WSU to install contraceptive machine next month

Machine’s revenue funds its products

Planned+Parenthood+employee+Victoria+Sundin+demonstrates+how+to+use+the+facilitys+emergency+contraception+vending+machine.

ISABELLA DA SILVA

Planned Parenthood employee Victoria Sundin demonstrates how to use the facility’s emergency contraception vending machine.

JOSIAH PIKE, Evergreen news co-editor

WSU will be placing a contraceptive vending machine in the Compton Union Building by the end of October, offering pregnancy tests, contraceptives and Advil.

Nikolai Sublett, senior business management major, created the concept for the machine when he served as an ASWSU senator, bringing the idea to fruition with support from Cougar Health Services and Women*s Center Director Amy Sharp, he said.

“We did a lot of talking about a vending machine on campus,” he said. “The biggest thing I was passionate about was having it in a discrete location, … and to make sure everything in the machine was as affordable as possible.”

Sublett said prices will vary depending on the product, and some of the prices are yet to be determined. Some items, like emergency contraceptives, are likely going to cost $15.

“If we’re buying Advil for like $10 a bottle, I don’t think it is realistic. We might be selling it for a dollar,” he said “This revenue is going back into the fund to buy more products, still having a little bit of revenue for if the machine breaks.”

ASWSU considered allowing students to use Cougar Cash to pay for the products but ultimately decided against the idea, so the machine will operate like traditional vending machines, much like the contraceptive vending machine at Planned Parenthood. 

The machine will be on the ground floor at the CUB. The positives of this placement are that the machine will be in a secluded spot but will still be accessible to students, Sublett said. 

“The big thing I wanted is accessibility and privacy which can sometimes be contradicting,” he said. “We considered the CUB, the Chinook or the Women*s Center.”

At first, ASWSU considered the idea of an outdoor machine, he said.
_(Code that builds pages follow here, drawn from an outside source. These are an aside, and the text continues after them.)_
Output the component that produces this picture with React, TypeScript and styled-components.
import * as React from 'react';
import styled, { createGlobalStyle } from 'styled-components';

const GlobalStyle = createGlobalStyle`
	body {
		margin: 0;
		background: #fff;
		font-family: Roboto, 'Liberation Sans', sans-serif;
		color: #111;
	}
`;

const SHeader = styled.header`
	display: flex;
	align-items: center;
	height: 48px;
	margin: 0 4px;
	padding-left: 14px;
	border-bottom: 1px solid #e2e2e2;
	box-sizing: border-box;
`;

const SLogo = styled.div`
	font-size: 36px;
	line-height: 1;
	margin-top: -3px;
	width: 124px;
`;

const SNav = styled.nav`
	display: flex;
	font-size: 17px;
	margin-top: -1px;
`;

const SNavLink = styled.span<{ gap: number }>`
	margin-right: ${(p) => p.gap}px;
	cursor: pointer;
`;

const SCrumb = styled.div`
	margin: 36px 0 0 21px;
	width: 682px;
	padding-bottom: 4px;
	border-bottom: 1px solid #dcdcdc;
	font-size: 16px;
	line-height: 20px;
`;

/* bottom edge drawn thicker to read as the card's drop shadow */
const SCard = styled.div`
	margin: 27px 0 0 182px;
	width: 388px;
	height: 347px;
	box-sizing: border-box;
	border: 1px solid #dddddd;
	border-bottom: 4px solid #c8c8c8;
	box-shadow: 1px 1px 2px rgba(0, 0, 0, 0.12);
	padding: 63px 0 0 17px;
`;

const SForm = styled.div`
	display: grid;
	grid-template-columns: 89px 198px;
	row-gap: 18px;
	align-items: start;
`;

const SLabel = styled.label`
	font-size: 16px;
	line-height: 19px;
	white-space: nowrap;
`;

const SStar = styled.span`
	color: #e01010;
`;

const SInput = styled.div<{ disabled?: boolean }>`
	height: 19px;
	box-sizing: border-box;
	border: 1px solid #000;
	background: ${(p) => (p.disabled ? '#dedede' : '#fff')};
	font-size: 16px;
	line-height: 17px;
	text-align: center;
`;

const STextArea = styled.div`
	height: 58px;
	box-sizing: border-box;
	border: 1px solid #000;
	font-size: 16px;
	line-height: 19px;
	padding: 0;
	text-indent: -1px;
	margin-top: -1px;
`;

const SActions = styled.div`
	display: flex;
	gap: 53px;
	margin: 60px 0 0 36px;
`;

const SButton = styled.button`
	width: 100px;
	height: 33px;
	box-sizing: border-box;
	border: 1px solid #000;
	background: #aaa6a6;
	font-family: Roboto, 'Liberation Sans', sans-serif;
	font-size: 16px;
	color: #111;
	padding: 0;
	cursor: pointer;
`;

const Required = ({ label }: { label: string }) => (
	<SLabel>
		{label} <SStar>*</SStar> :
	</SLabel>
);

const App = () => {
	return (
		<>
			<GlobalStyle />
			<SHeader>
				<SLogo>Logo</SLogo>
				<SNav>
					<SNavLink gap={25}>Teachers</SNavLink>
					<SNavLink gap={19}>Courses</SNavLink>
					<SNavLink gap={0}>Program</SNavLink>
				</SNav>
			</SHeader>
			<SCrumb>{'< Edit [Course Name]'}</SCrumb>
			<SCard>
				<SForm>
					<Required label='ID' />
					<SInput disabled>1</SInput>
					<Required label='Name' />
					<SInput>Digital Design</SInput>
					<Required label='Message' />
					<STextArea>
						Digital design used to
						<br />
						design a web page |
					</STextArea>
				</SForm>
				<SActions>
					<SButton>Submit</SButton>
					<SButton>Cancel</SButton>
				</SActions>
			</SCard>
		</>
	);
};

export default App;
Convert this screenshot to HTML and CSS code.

However, that idea was abandoned to keep the machine’s products at a certain temperature and consider the lack of privacy for students using it.

Sublett said there has not been much opposition to creating the machine, and administrators have provided their support.

Kate Dellinger, first-year psychology major on the pre-medicine track, said she supports the construction of the machine and students’ ability to make a choice of whether or not to use the offered items. 

“It’s a choice that you make. Everybody should be able to make that choice for yourself and your body,” Dellinger said. “That’s really cool to hear about that addition and I think it’s a very good choice.”

Ethan Tice, sophomore mechanical engineering major, said he had not heard about the construction of the machine but thought it was a positive development.

Tice said he thought it was a good idea to construct the machine because many people in college engage in sexual activity, and the machine could be useful to them. Students would have easy access to the products within the CUB.

In the future, Sublett said he hopes WSU can begin offering some of these products to people through Cougar Safe Rides, as well as through ASWSU to bring more awareness to sexual assault prevention.

“That’s something I passed a resolution on to try to get more information out,” he said. “It started to bring a lot more awareness to it and people saw a lot more attention to it. We’re trying to normalize those conversations. That’s something I’m very passionate about.”